Velhasıl…Türkiye'de 1850'lerden bu yana her kuşağın verdiği hürriyet mücadelesine rağmen, hürriyetler sürekli budanmış, yani hürriyet ve demokrasi adına, hürriyetler ortadan kaldırılmıştır.
Yazımızı yine Ahmet Hamdi Tanpınar'ın, Saatleri Ayarlama Enstitüsü adlı kitabından alıntılar ile bitirelim; 'ben bu kadar kendi zıddı ile beraber gelen ve zıtların altında kaybolan nesne görmedim. Kısa ömrümde 7-8 defa memleketimize geldiğini işittim. Neyin? Hürriyetin… Bir kere bile kimse bana gittiğini söylemediği halde 7-8 defa geldi. Ve o geldi biz sevincimizden davul-zurna sokaklara fırladık. Bu hürriyeti sımsıkı yakalayamadığımıza göre, demek ki kimsenin ona ihtiyacı yok.
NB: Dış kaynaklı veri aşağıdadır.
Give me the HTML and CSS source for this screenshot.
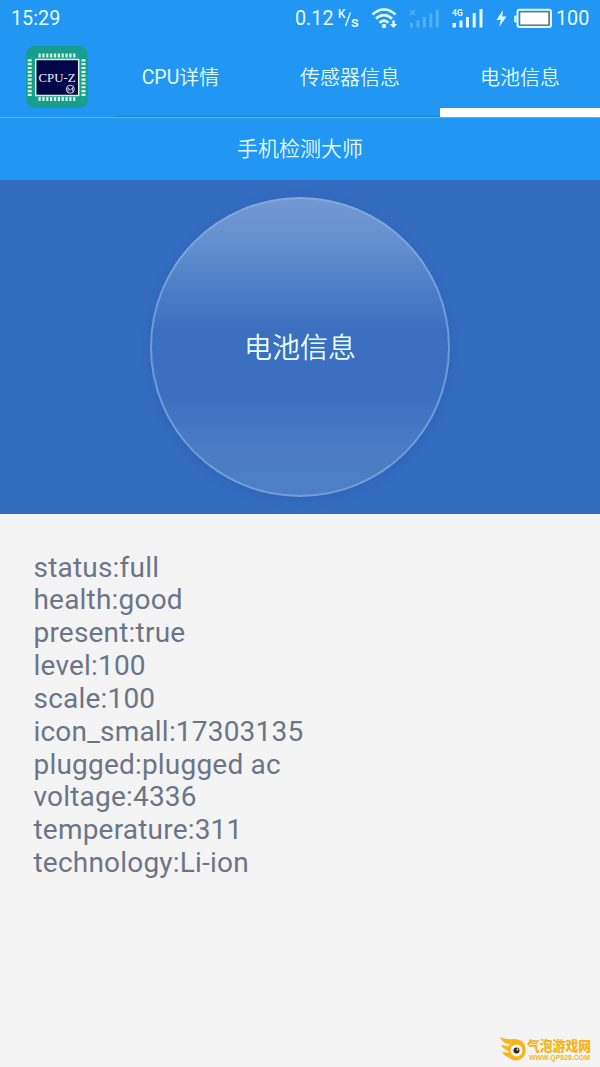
FILE: index.html
```html
<!DOCTYPE html>
<html lang="zh-CN">
<head>
<meta charset="utf-8">
<title>手机检测大师</title>
<link rel="stylesheet" href="styles.css">
</head>
<body>
<div class="screen">
  <div class="status">
    <span class="clock">15:29</span>
    <span class="rate">0.12</span>
    <svg class="status-icons" width="220" height="37" viewBox="337 0 220 37" fill="#e2fbff">
      <text class="unit" x="338" y="18">K</text>
      <path d="M345.500 26 350.500 12.500" stroke="#e2fbff" stroke-width="1.4"/>
      <text class="unit unit-s" x="351" y="27">s</text>
      <g fill="none" stroke="#e2fbff" stroke-width="2.600">
        <path d="M372.500 14.500Q384 4.500 395.500 14.500"/>
        <path d="M376 18.800Q384 11.500 392 18.800"/>
        <path d="M379.500 22.700Q384 18.500 388.500 22.700"/>
      </g>
      <circle cx="384" cy="26" r="2.200"/>
      <path d="M392.300 20.500h2.400v3.500h2.500l-3.700 4-3.700-4h2.500z"/>
      <g opacity=".27">
        <path d="M410 23h3v4.500h-3zM416.500 20.500h3v7h-3zM422.800 17h3v10.500h-3zM429.300 13.500h3v14h-3zM435.800 9.500h3v18h-3z"/>
        <path d="m410 10 5 5m0-5-5 5" stroke="#e2fbff" stroke-width="1.500"/>
      </g>
      <text class="network" x="452" y="15.500">4G</text>
      <path d="M452.500 23h3.500v4.500h-3.500zM459.500 20.500h3v7h-3zM466 17h3v10.500h-3zM472.700 13h3v14.500h-3zM479.500 9h3v18.500h-3z"/>
      <path d="m503 10-6.500 10h4.200l-1.500 7 7.300-10.500h-4.300z"/>
      <path d="M516 16h-1.200v6h1.200z" stroke="#e2fbff"/>
      <rect x="517.500" y="9.700" width="33.500" height="17.400" rx="2" fill="none" stroke="#e2fbff" stroke-width="2"/>
      <rect x="519" y="11.200" width="30.500" height="14.400" fill="#647b88"/>
      <rect x="520.300" y="12.500" width="27.900" height="11.900" fill="#fff"/>
    </svg>
    <span class="charge">100</span>
  </div>
  <nav class="tabs">
    <svg class="logo" width="62" height="62" viewBox="0 0 62 62">
      <rect width="62" height="62" rx="9" fill="#189e8e"/>
      <g stroke="#d8fadb" stroke-width="4">
        <path d="M12.500 9.500h37" stroke-dasharray="2.200 1.650"/>
        <path d="M12.500 53h37" stroke-dasharray="2.200 1.650"/>
        <path d="M3.700 13.200v37" stroke-dasharray="2.200 1.650"/>
        <path d="M57.500 13.200v37" stroke-dasharray="2.200 1.650"/>
      </g>
      <rect x="9.700" y="13.500" width="43" height="36" fill="#02074a" stroke="#e1eddc" stroke-width="1.500"/>
      <text class="logo-text" x="12.500" y="35.500" textLength="37" lengthAdjust="spacingAndGlyphs">CPU-Z</text>
      <circle cx="44.300" cy="43.200" r="4" fill="none" stroke="#d9dce8"/>
      <path d="M42 45.500v-4l2.300 3 2.300-3v4" fill="none" stroke="#d9dce8" stroke-width=".9"/>
    </svg>
    <div class="tab tab-cpu"><span class="latin">CPU</span>详情</div>
    <div class="tab tab-sensor">传感器信息</div>
    <div class="tab tab-battery">电池信息</div>
  </nav>
  <div class="divider"></div>
  <h1 class="title">手机检测大师</h1>
  <section class="hero"><div class="orb">电池信息</div></section>
  <main class="details">
    <div>status:full</div>
    <div>health:good</div>
    <div>present:true</div>
    <div>level:100</div>
    <div>scale:100</div>
    <div>icon_small:17303135</div>
    <div>plugged:plugged ac</div>
    <div>voltage:4336</div>
    <div>temperature:311</div>
    <div>technology:Li-ion</div>
  </main>
  <svg class="watermark" width="100" height="32" viewBox="0 0 100 32" fill="#f7b51b">
    <path d="M0 1Q6 4 14 3Q25 3 25.500 13A9.800 9.800 0 0 1 9 21.500Q4 20 2 15.500L8 17L8.500 15Q3 13 1 8.500L8 10.500L10 8.500Q2 7 0 1Z"/>
    <circle cx="16.500" cy="14.500" r="6" fill="#f4f4f4"/>
    <circle cx="16.500" cy="14.500" r="3" fill="#352711"/>
    <circle cx="17.500" cy="13.500" r=".9" fill="#f4f4f4"/>
    <text class="mark-name" x="27" y="15" textLength="64" lengthAdjust="spacingAndGlyphs">气泡游戏网</text>
    <text class="mark-url" x="29" y="23.500" textLength="61" lengthAdjust="spacingAndGlyphs">WWW.QP828.COM</text>
  </svg>
</div>
</body>
</html>
```
FILE: styles.css
```css
* {
  box-sizing: border-box;
}

body {
  margin: 0;
  font-family: Roboto, "Noto Sans CJK SC", sans-serif;
}

.screen {
  position: relative;
  width: 600px;
  height: 1067px;
  overflow: hidden;
  background: #f4f4f4;
}

.status {
  display: flex;
  align-items: center;
  height: 37px;
  padding-left: 11px;
  background: #2196f3;
  color: #e2fbff;
  font-size: 19.8px;
}

.clock {
  width: 284px;
}

.rate {
  width: 42px;
}

.status-icons {
  flex: none;
}

.charge {
  margin-left: -1px;
}

.unit {
  font-size: 12px;
  font-weight: 500;
}

.unit-s {
  font-size: 15px;
}

.network {
  font-size: 8.5px;
  font-weight: 700;
}

.tabs {
  display: flex;
  height: 79px;
  background: #2196f3;
  color: #e2fbff;
  font-size: 20px;
  font-weight: 350;
}

.logo {
  flex: none;
  margin: 9px 12px 0 26px;
}

.logo-text {
  fill: #f2f5fa;
  font-family: "Liberation Serif", serif;
  font-size: 13px;
  font-weight: 400;
}

.tab {
  display: flex;
  align-items: center;
  justify-content: center;
}

.latin {
  padding-top: 1px;
  font-size: 19.5px;
  font-weight: 400;
}

.tab-cpu {
  width: 160px;
  padding-left: 1px;
}

.tab-sensor {
  width: 180px;
}

.tab-battery {
  width: 160px;
  padding-top: 8px;
  border-bottom: 8px solid #fff;
}

.divider {
  height: 2px;
  background:
    linear-gradient(#fff, #fff) 440px 0 / 160px 1px no-repeat,
    linear-gradient(#1783c9, #1783c9) 114px 0 / 326px 1px no-repeat,
    linear-gradient(#2196f3 50%, #4dbcf0 50%);
}

.title {
  display: flex;
  align-items: center;
  justify-content: center;
  height: 62px;
  margin: 0;
  padding-bottom: 4px;
  background: #2196f3;
  color: #e2fbff;
  font-size: 21px;
  font-weight: 350;
}

.hero {
  display: flex;
  justify-content: center;
  height: 334px;
  padding-top: 17px;
  background: #346cbf;
}

.orb {
  display: flex;
  align-items: center;
  justify-content: center;
  width: 300px;
  height: 300px;
  padding-bottom: 2px;
  border: 2px solid rgba(145, 180, 230, 0.6);
  border-radius: 50%;
  background: linear-gradient(#7499d2, #6690cf 14%, #4c7dc6 31%, #3b6fc0 44%, #3b6fc0 66%, #4a7bc4 83%, #4e80c7) border-box;
  box-shadow: 0 2px 10px rgba(25, 65, 145, 0.2);
  color: #e9fdff;
  font-size: 28px;
  font-weight: 350;
}

.details {
  padding: 37.5px 33.5px 0;
  color: #6c7587;
  font-size: 28px;
  font-weight: 400;
  letter-spacing: 0.2px;
  line-height: 32.85px;
}

.watermark {
  position: absolute;
  left: 500px;
  top: 1036px;
}

.mark-name {
  font-family: "Noto Sans CJK SC", sans-serif;
  font-size: 14px;
  font-weight: 900;
}

.mark-url {
  font-family: "Liberation Sans", sans-serif;
  font-size: 6.5px;
  font-weight: 700;
}
```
Bu topraklarda pek çok kez saatler, Hürriyete ayarlandı; ancak o beklenen Hürriyet saati hiç gelmedi. ‘’
Bu kez farklı olabilir mi? Bu kez ‘Yeni Türkiye’ de herkes gerçekten de eşit, adil, hür birer birey ve vatandaş olarak kabul görecek mi? Bu kez gerçekten de saatlerimizi Hürriyete ayarlayabilecek miyiz?